We review de novo a district court's decision on appeal from a bankruptcy court. In re Claremont Acquisition Corp., 113 F.3d 1029, 1031 (9th Cir.1997).

Section 23.170(1)(d) defines a retirement plan as (A) a "pension plan and trust" as described in specified sections of the Internal Revenue Code; (B) an "individual retirement account or annuity" as described in the Internal Revenue Code; or (C) any other pension "granted to any person in recognition or by reason of a period of employment by or service for the Government of the United States or any state or political subdivision of any state, or any municipality, person, partnership, association or corporation." The district court found that the judgment was "granted" to debtor "in recognition" of her "period of employment by or service for ... [Mr. DeLapp]," and that, therefore, the judgment was a "retirement plan" under section 23.170(1)(d)(C). We disagree.

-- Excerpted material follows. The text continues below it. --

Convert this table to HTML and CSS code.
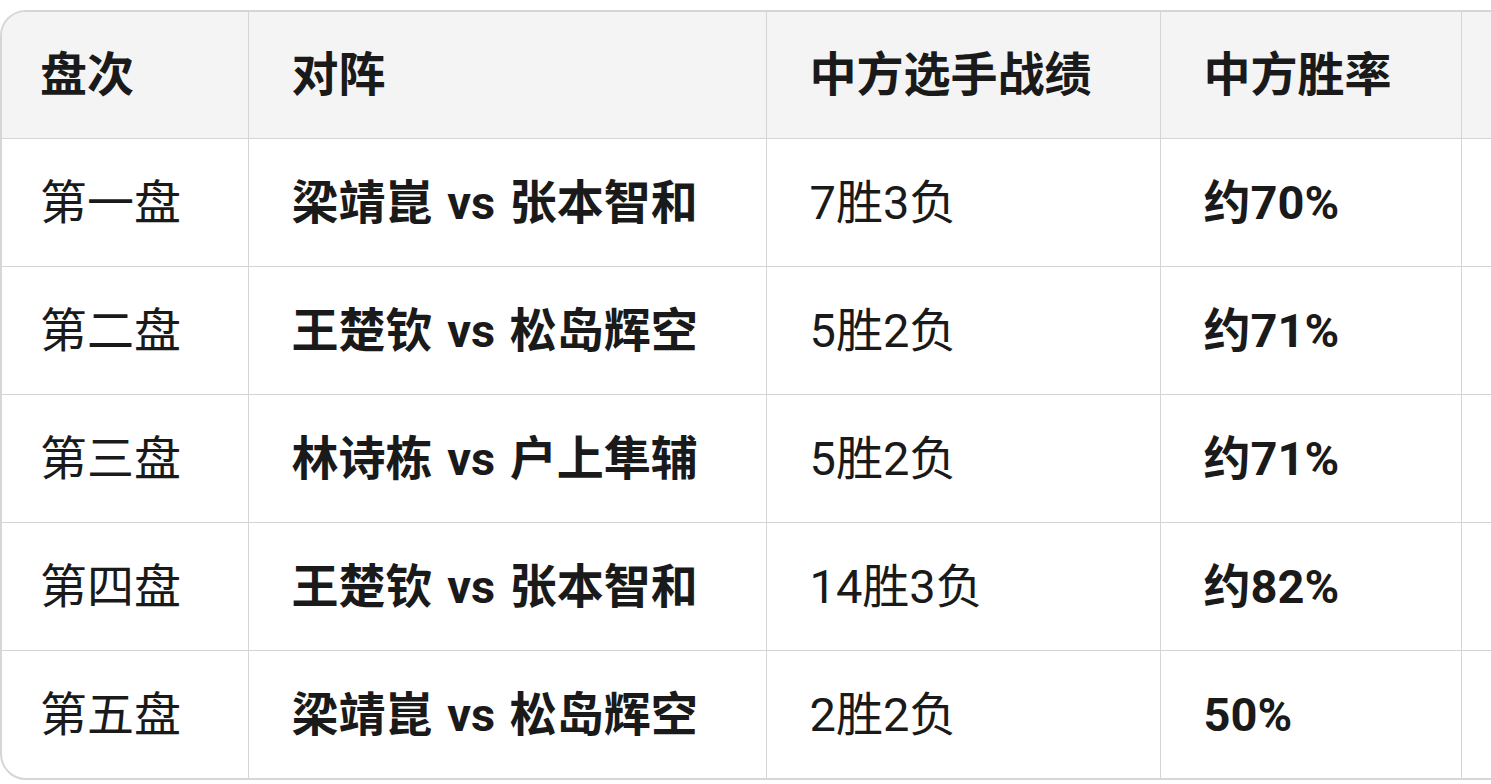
FILE: index.html
```html
<!DOCTYPE html>
<html lang="zh">
<head>
<meta charset="utf-8">
<link rel="stylesheet" href="styles.css">
</head>
<body>
<div class="wrap">
<table class="tbl">
<colgroup>
<col class="c1"><col class="c2"><col class="c3"><col class="c4"><col class="c5">
</colgroup>
<thead>
<tr><th>盘次</th><th>对阵</th><th>中方选手战绩</th><th>中方胜率</th><th></th></tr>
</thead>
<tbody>
<tr><td>第一盘</td><td class="b">梁靖崑 vs 张本智和</td><td>7胜3负</td><td class="b">约70%</td><td></td></tr>
<tr><td>第二盘</td><td class="b">王楚钦 vs 松岛辉空</td><td>5胜2负</td><td class="b">约71%</td><td></td></tr>
<tr><td>第三盘</td><td class="b">林诗栋 vs 户上隼辅</td><td>5胜2负</td><td class="b">约71%</td><td></td></tr>
<tr><td>第四盘</td><td class="b">王楚钦 vs 张本智和</td><td>14胜3负</td><td class="b">约82%</td><td></td></tr>
<tr><td>第五盘</td><td class="b">梁靖崑 vs 松岛辉空</td><td>2胜2负</td><td class="b">50%</td><td></td></tr>
</tbody>
</table>
</div>
</body>
</html>
```
FILE: styles.css
```css
html, body {
  margin: 0;
  padding: 0;
  background: #ffffff;
  overflow: hidden;
}
body {
  font-family: Roboto, "Noto Sans CJK SC", sans-serif;
  color: #1a1a1a;
}
.wrap {
  margin-top: 10px;
  width: 1760px;
  border: 2px solid #d6d6d6;
  border-radius: 26px;
  overflow: hidden;
}
.tbl {
  border-collapse: collapse;
  table-layout: fixed;
  width: 100%;
}
.c1 { width: 246px; }
.c2 { width: 518px; }
.c3 { width: 394px; }
.c4 { width: 301px; }
.tbl th, .tbl td {
  height: 128px;
  padding: 0 0 0 43px;
  text-align: left;
  font-size: 47px;
  line-height: 1;
  word-spacing: 3px;
  border-left: 1px solid #d4d4d4;
  border-top: 1px solid #d4d4d4;
  white-space: nowrap;
  box-sizing: border-box;
}
.tbl th:first-child, .tbl td:first-child {
  border-left: none;
  padding-left: 38px;
}
.tbl thead th {
  border-top: none;
  height: 126px;
  background: #f4f4f4;
  font-weight: 700;
}
.tbl td {
  font-weight: 400;
}
.tbl td.b {
  font-weight: 700;
}
```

Debtor's interest in the assets she and Mr. DeLapp accumulated during their relationship was measured, in part, by his PERS account. As the Oregon Court of Appeals noted, debtor acquired no interest in the PERS account. Wilbur v. DeLapp, at 1153. What she does have is a judgment in a fixed amount to be paid in $3,000 installments.

Oregon law exempts "a beneficiary's interest in a retirement plan" from execution. ORS 23.170(2). A retirement plan, under (A) and (B) of § 23.170(1)(d) can be in a "pension plan and trust" or an "individual retirement account or annuity," each of which must be described in specified sections of the Internal Revenue Code. Debtor does not argue that the judgment qualifies under either (A) or (B) of § 23.170(1)(d).

That only leaves subparagraph (C) for consideration. The definition of retirement plan there includes "[a]ny pension ... granted to any person in recognition of or by reason of a period of employment by or service for ... any ... person." A pension is a "retirement benefit paid regularly (normally, monthly), with the amount of such based generally on length of employment and amount of wages or salary of petitioner." Black's Law Dictionary 1134 (6th ed.1990).